#### [Exercise directions]
The data below should be printed in full, exactly, and without any of its images.

#### Given data ####

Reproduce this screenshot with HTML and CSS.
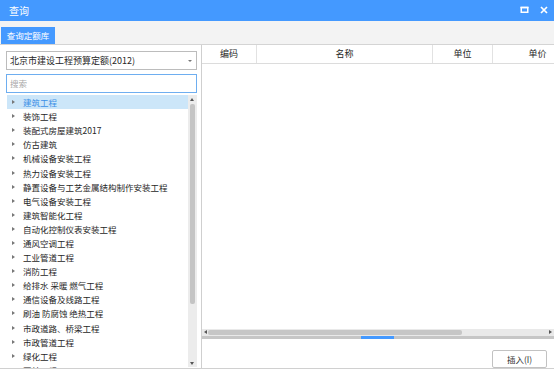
FILE: index.html
```html
<!DOCTYPE html>
<html lang="zh-CN">
<head>
    <meta charset="UTF-8">
    <title>查询</title>
    <link rel="stylesheet" href="styles.css">
</head>
<body>
    <div class="window">
        <div class="titlebar">
            <span class="title">查询</span>
            <span class="win-btns">
                <svg width="9" height="8" viewBox="0 0 9 8"><rect x="1.25" y="1.5" width="6.5" height="4.75" fill="none" stroke="#fff" stroke-width="1.5"/><rect x="0.5" y="0.75" width="8" height="1.5" fill="#fff"/></svg>
                <svg width="8" height="8" viewBox="0 0 8 8"><path d="M1 1 L7 7 M7 1 L1 7" stroke="#fff" stroke-width="1.7"/></svg>
            </span>
        </div>

        <div class="tabbar">
            <div class="tab">查询定额库</div>
        </div>

        <div class="main">
            <div class="left">
                <div class="combo">
                    <span>北京市建设工程预算定额(2012)</span>
                    <span class="combo-arrow"></span>
                </div>
                <div class="search">搜索</div>
                <div class="tree-wrap">
                    <ul class="tree">
                        <li class="selected"><i></i>建筑工程</li>
                        <li><i></i>装饰工程</li>
                        <li><i></i>装配式房屋建筑2017</li>
                        <li><i></i>仿古建筑</li>
                        <li><i></i>机械设备安装工程</li>
                        <li><i></i>热力设备安装工程</li>
                        <li><i></i>静置设备与工艺金属结构制作安装工程</li>
                        <li><i></i>电气设备安装工程</li>
                        <li><i></i>建筑智能化工程</li>
                        <li><i></i>自动化控制仪表安装工程</li>
                        <li><i></i>通风空调工程</li>
                        <li><i></i>工业管道工程</li>
                        <li><i></i>消防工程</li>
                        <li><i></i>给排水 采暖 燃气工程</li>
                        <li><i></i>通信设备及线路工程</li>
                        <li><i></i>刷油 防腐蚀 绝热工程</li>
                        <li><i></i>市政道路、桥梁工程</li>
                        <li><i></i>市政管道工程</li>
                        <li><i></i>绿化工程</li>
                        <li><i></i>园林工程</li>
                    </ul>
                    <div class="vscroll">
                        <span class="arr-up"></span>
                        <span class="vthumb"></span>
                        <span class="arr-down"></span>
                    </div>
                </div>
            </div>

            <div class="right">
                <div class="grid-head">
                    <div class="col c-code">编码</div>
                    <div class="col c-name">名称</div>
                    <div class="col c-unit">单位</div>
                    <div class="col c-price">单价</div>
                </div>
                <div class="grid-body"></div>
                <div class="hscroll">
                    <span class="arr-left"></span>
                    <span class="hthumb"></span>
                    <span class="arr-right"></span>
                </div>
                <div class="splitter"><span class="grip"></span></div>
                <div class="footer">
                    <button class="btn">插入(I)</button>
                </div>
            </div>
        </div>
    </div>
</body>
</html>
```

FILE: styles.css
```css
* {
    box-sizing: border-box;
}
body {
    margin: 0;
    background: #fff;
    font-family: "Noto Sans CJK SC", "Liberation Sans", sans-serif;
    font-size: 8.5px;
    color: #262626;
}
.window {
    width: 554px;
    display: flex;
    flex-direction: column;
}

/* title */
.titlebar {
    height: 21px;
    background: #4499ff;
    display: flex;
    align-items: center;
    justify-content: space-between;
    padding: 0 6px 0 9px;
}
.title {
    color: #fff;
    font-size: 10px;
    line-height: 12px;
}
.win-btns {
    display: flex;
    gap: 11px;
    align-items: center;
    margin-top: -2px;
}
.win-btns svg {
    display: block;
}

/* tabs */
.tabbar {
    height: 24px;
    background: #f3f3f3;
    border-bottom: 1px solid #d4d4d4;
    display: flex;
    align-items: flex-end;
    padding-left: 1px;
}
.tab {
    width: 54px;
    height: 17px;
    background: #4499ff;
    color: #fff;
    font-size: 8.5px;
    line-height: 17px;
    text-align: center;
}

/* main */
.main {
    height: 324px;
    display: flex;
    border-bottom: 1px solid #d0d0d0;
}
.left {
    width: 202px;
    border-right: 1px solid #cfcfcf;
    padding: 6px 4px 0 6px;
    display: flex;
    flex-direction: column;
}
.combo {
    height: 19px;
    border: 1px solid #bcbcbc;
    display: flex;
    align-items: center;
    justify-content: space-between;
    padding: 0 4px 0 3px;
    font-size: 9px;
    line-height: 12px;
}
.combo-arrow {
    width: 0;
    height: 0;
    border-top: 2.5px solid #777;
    border-left: 2px solid transparent;
    border-right: 2px solid transparent;
}
.search {
    margin-top: 4px;
    height: 19px;
    border: 1px solid #6eaef0;
    color: #a8a8a8;
    font-size: 8.5px;
    line-height: 17px;
    padding-left: 3px;
}
.tree-wrap {
    margin-top: 2px;
    flex: 1;
    display: flex;
    overflow: hidden;
}
.tree {
    list-style: none;
    margin: 0;
    padding: 0 0 0 1px;
    flex: 1;
    overflow: hidden;
}
.tree li {
    height: 14.1px;
    display: flex;
    align-items: center;
    padding-left: 5px;
    white-space: nowrap;
    line-height: 12px;
}
.tree li i {
    width: 0;
    height: 0;
    border-left: 3px solid #777;
    border-top: 2.5px solid transparent;
    border-bottom: 2.5px solid transparent;
    margin-right: 8px;
}
.tree li.selected {
    background: #cce6f9;
    color: #3b8fe6;
}
.vscroll {
    width: 9px;
    background: #ececec;
    position: relative;
    margin-bottom: 1px;
}
.vthumb {
    position: absolute;
    left: 2px;
    right: 2px;
    top: 9px;
    height: 200px;
    background: #c4c4c4;
    border-radius: 2px;
}
.arr-up, .arr-down {
    position: absolute;
    left: 2px;
    width: 0;
    height: 0;
    border-left: 2.5px solid transparent;
    border-right: 2.5px solid transparent;
}
.arr-up {
    top: 3px;
    border-bottom: 3px solid #555;
}
.arr-down {
    bottom: 2px;
    border-top: 3px solid #555;
}

/* grid */
.right {
    flex: 1;
    display: flex;
    flex-direction: column;
    min-width: 0;
    overflow: hidden;
}
.grid-head {
    height: 19px;
    border-bottom: 1px solid #dcdcdc;
    display: flex;
    flex-shrink: 0;
}
.col {
    border-right: 1px solid #e2e2e2;
    text-align: center;
    font-size: 9px;
    line-height: 17px;
    flex-shrink: 0;
}
.c-code {
    width: 55px;
}
.c-name {
    width: 176px;
}
.c-unit {
    width: 60px;
}
.c-price {
    width: 90px;
}
.grid-body {
    flex: 1;
}
.hscroll {
    height: 7px;
    background: #e9e9e9;
    position: relative;
    flex-shrink: 0;
}
.hthumb {
    position: absolute;
    left: 6px;
    top: 1px;
    width: 254px;
    height: 5px;
    background: #c6c6c6;
    border-radius: 2px;
}
.arr-left, .arr-right {
    position: absolute;
    top: 1px;
    width: 0;
    height: 0;
    border-top: 2.5px solid transparent;
    border-bottom: 2.5px solid transparent;
}
.arr-left {
    left: 2px;
    border-right: 3px solid #555;
}
.arr-right {
    right: 2px;
    border-left: 3px solid #555;
}
.splitter {
    height: 3px;
    background: #c6c6c6;
    position: relative;
    flex-shrink: 0;
}
.grip {
    position: absolute;
    left: 159px;
    top: 0;
    width: 33px;
    height: 3px;
    background: #4499ff;
}
.footer {
    height: 29px;
    flex-shrink: 0;
    display: flex;
    justify-content: flex-end;
    align-items: flex-start;
    padding: 11px 7px 0 0;
}
.btn {
    width: 55px;
    height: 18px;
    border: 1px solid #c2c2c2;
    border-radius: 2px;
    background: #fff;
    font-family: inherit;
    font-size: 8.5px;
    color: #333;
    padding: 0;
    line-height: 16px;
}
```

####

#### [Output for this task]
Reproduce this screenshot with HTML and CSS.
FILE: index.html
```html
<!DOCTYPE html>
<html lang="zh-CN">
<head>
    <meta charset="UTF-8">
    <title>查询</title>
    <link rel="stylesheet" href="styles.css">
</head>
<body>
    <div class="window">
        <div class="titlebar">
            <span class="title">查询</span>
            <span class="win-btns">
                <svg width="9" height="8" viewBox="0 0 9 8"><rect x="1.25" y="1.5" width="6.5" height="4.75" fill="none" stroke="#fff" stroke-width="1.5"/><rect x="0.5" y="0.75" width="8" height="1.5" fill="#fff"/></svg>
                <svg width="8" height="8" viewBox="0 0 8 8"><path d="M1 1 L7 7 M7 1 L1 7" stroke="#fff" stroke-width="1.7"/></svg>
            </span>
        </div>

        <div class="tabbar">
            <div class="tab">查询定额库</div>
        </div>

        <div class="main">
            <div class="left">
                <div class="combo">
                    <span>北京市建设工程预算定额(2012)</span>
                    <span class="combo-arrow"></span>
                </div>
                <div class="search">搜索</div>
                <div class="tree-wrap">
                    <ul class="tree">
                        <li class="selected"><i></i>建筑工程</li>
                        <li><i></i>装饰工程</li>
                        <li><i></i>装配式房屋建筑2017</li>
                        <li><i></i>仿古建筑</li>
                        <li><i></i>机械设备安装工程</li>
                        <li><i></i>热力设备安装工程</li>
                        <li><i></i>静置设备与工艺金属结构制作安装工程</li>
                        <li><i></i>电气设备安装工程</li>
                        <li><i></i>建筑智能化工程</li>
                        <li><i></i>自动化控制仪表安装工程</li>
                        <li><i></i>通风空调工程</li>
                        <li><i></i>工业管道工程</li>
                        <li><i></i>消防工程</li>
                        <li><i></i>给排水 采暖 燃气工程</li>
                        <li><i></i>通信设备及线路工程</li>
                        <li><i></i>刷油 防腐蚀 绝热工程</li>
                        <li><i></i>市政道路、桥梁工程</li>
                        <li><i></i>市政管道工程</li>
                        <li><i></i>绿化工程</li>
                        <li><i></i>园林工程</li>
                    </ul>
                    <div class="vscroll">
                        <span class="arr-up"></span>
                        <span class="vthumb"></span>
                        <span class="arr-down"></span>
                    </div>
                </div>
            </div>

            <div class="right">
                <div class="grid-head">
                    <div class="col c-code">编码</div>
                    <div class="col c-name">名称</div>
                    <div class="col c-unit">单位</div>
                    <div class="col c-price">单价</div>
                </div>
                <div class="grid-body"></div>
                <div class="hscroll">
                    <span class="arr-left"></span>
                    <span class="hthumb"></span>
                    <span class="arr-right"></span>
                </div>
                <div class="splitter"><span class="grip"></span></div>
                <div class="footer">
                    <button class="btn">插入(I)</button>
                </div>
            </div>
        </div>
    </div>
</body>
</html>
```

FILE: styles.css
```css
* {
    box-sizing: border-box;
}
body {
    margin: 0;
    background: #fff;
    font-family: "Noto Sans CJK SC", "Liberation Sans", sans-serif;
    font-size: 8.5px;
    color: #262626;
}
.window {
    width: 554px;
    display: flex;
    flex-direction: column;
}

/* title */
.titlebar {
    height: 21px;
    background: #4499ff;
    display: flex;
    align-items: center;
    justify-content: space-between;
    padding: 0 6px 0 9px;
}
.title {
    color: #fff;
    font-size: 10px;
    line-height: 12px;
}
.win-btns {
    display: flex;
    gap: 11px;
    align-items: center;
    margin-top: -2px;
}
.win-btns svg {
    display: block;
}

/* tabs */
.tabbar {
    height: 24px;
    background: #f3f3f3;
    border-bottom: 1px solid #d4d4d4;
    display: flex;
    align-items: flex-end;
    padding-left: 1px;
}
.tab {
    width: 54px;
    height: 17px;
    background: #4499ff;
    color: #fff;
    font-size: 8.5px;
    line-height: 17px;
    text-align: center;
}

/* main */
.main {
    height: 324px;
    display: flex;
    border-bottom: 1px solid #d0d0d0;
}
.left {
    width: 202px;
    border-right: 1px solid #cfcfcf;
    padding: 6px 4px 0 6px;
    display: flex;
    flex-direction: column;
}
.combo {
    height: 19px;
    border: 1px solid #bcbcbc;
    display: flex;
    align-items: center;
    justify-content: space-between;
    padding: 0 4px 0 3px;
    font-size: 9px;
    line-height: 12px;
}
.combo-arrow {
    width: 0;
    height: 0;
    border-top: 2.5px solid #777;
    border-left: 2px solid transparent;
    border-right: 2px solid transparent;
}
.search {
    margin-top: 4px;
    height: 19px;
    border: 1px solid #6eaef0;
    color: #a8a8a8;
    font-size: 8.5px;
    line-height: 17px;
    padding-left: 3px;
}
.tree-wrap {
    margin-top: 2px;
    flex: 1;
    display: flex;
    overflow: hidden;
}
.tree {
    list-style: none;
    margin: 0;
    padding: 0 0 0 1px;
    flex: 1;
    overflow: hidden;
}
.tree li {
    height: 14.1px;
    display: flex;
    align-items: center;
    padding-left: 5px;
    white-space: nowrap;
    line-height: 12px;
}
.tree li i {
    width: 0;
    height: 0;
    border-left: 3px solid #777;
    border-top: 2.5px solid transparent;
    border-bottom: 2.5px solid transparent;
    margin-right: 8px;
}
.tree li.selected {
    background: #cce6f9;
    color: #3b8fe6;
}
.vscroll {
    width: 9px;
    background: #ececec;
    position: relative;
    margin-bottom: 1px;
}
.vthumb {
    position: absolute;
    left: 2px;
    right: 2px;
    top: 9px;
    height: 200px;
    background: #c4c4c4;
    border-radius: 2px;
}
.arr-up, .arr-down {
    position: absolute;
    left: 2px;
    width: 0;
    height: 0;
    border-left: 2.5px solid transparent;
    border-right: 2.5px solid transparent;
}
.arr-up {
    top: 3px;
    border-bottom: 3px solid #555;
}
.arr-down {
    bottom: 2px;
    border-top: 3px solid #555;
}

/* grid */
.right {
    flex: 1;
    display: flex;
    flex-direction: column;
    min-width: 0;
    overflow: hidden;
}
.grid-head {
    height: 19px;
    border-bottom: 1px solid #dcdcdc;
    display: flex;
    flex-shrink: 0;
}
.col {
    border-right: 1px solid #e2e2e2;
    text-align: center;
    font-size: 9px;
    line-height: 17px;
    flex-shrink: 0;
}
.c-code {
    width: 55px;
}
.c-name {
    width: 176px;
}
.c-unit {
    width: 60px;
}
.c-price {
    width: 90px;
}
.grid-body {
    flex: 1;
}
.hscroll {
    height: 7px;
    background: #e9e9e9;
    position: relative;
    flex-shrink: 0;
}
.hthumb {
    position: absolute;
    left: 6px;
    top: 1px;
    width: 254px;
    height: 5px;
    background: #c6c6c6;
    border-radius: 2px;
}
.arr-left, .arr-right {
    position: absolute;
    top: 1px;
    width: 0;
    height: 0;
    border-top: 2.5px solid transparent;
    border-bottom: 2.5px solid transparent;
}
.arr-left {
    left: 2px;
    border-right: 3px solid #555;
}
.arr-right {
    right: 2px;
    border-left: 3px solid #555;
}
.splitter {
    height: 3px;
    background: #c6c6c6;
    position: relative;
    flex-shrink: 0;
}
.grip {
    position: absolute;
    left: 159px;
    top: 0;
    width: 33px;
    height: 3px;
    background: #4499ff;
}
.footer {
    height: 29px;
    flex-shrink: 0;
    display: flex;
    justify-content: flex-end;
    align-items: flex-start;
    padding: 11px 7px 0 0;
}
.btn {
    width: 55px;
    height: 18px;
    border: 1px solid #c2c2c2;
    border-radius: 2px;
    background: #fff;
    font-family: inherit;
    font-size: 8.5px;
    color: #333;
    padding: 0;
    line-height: 16px;
}
```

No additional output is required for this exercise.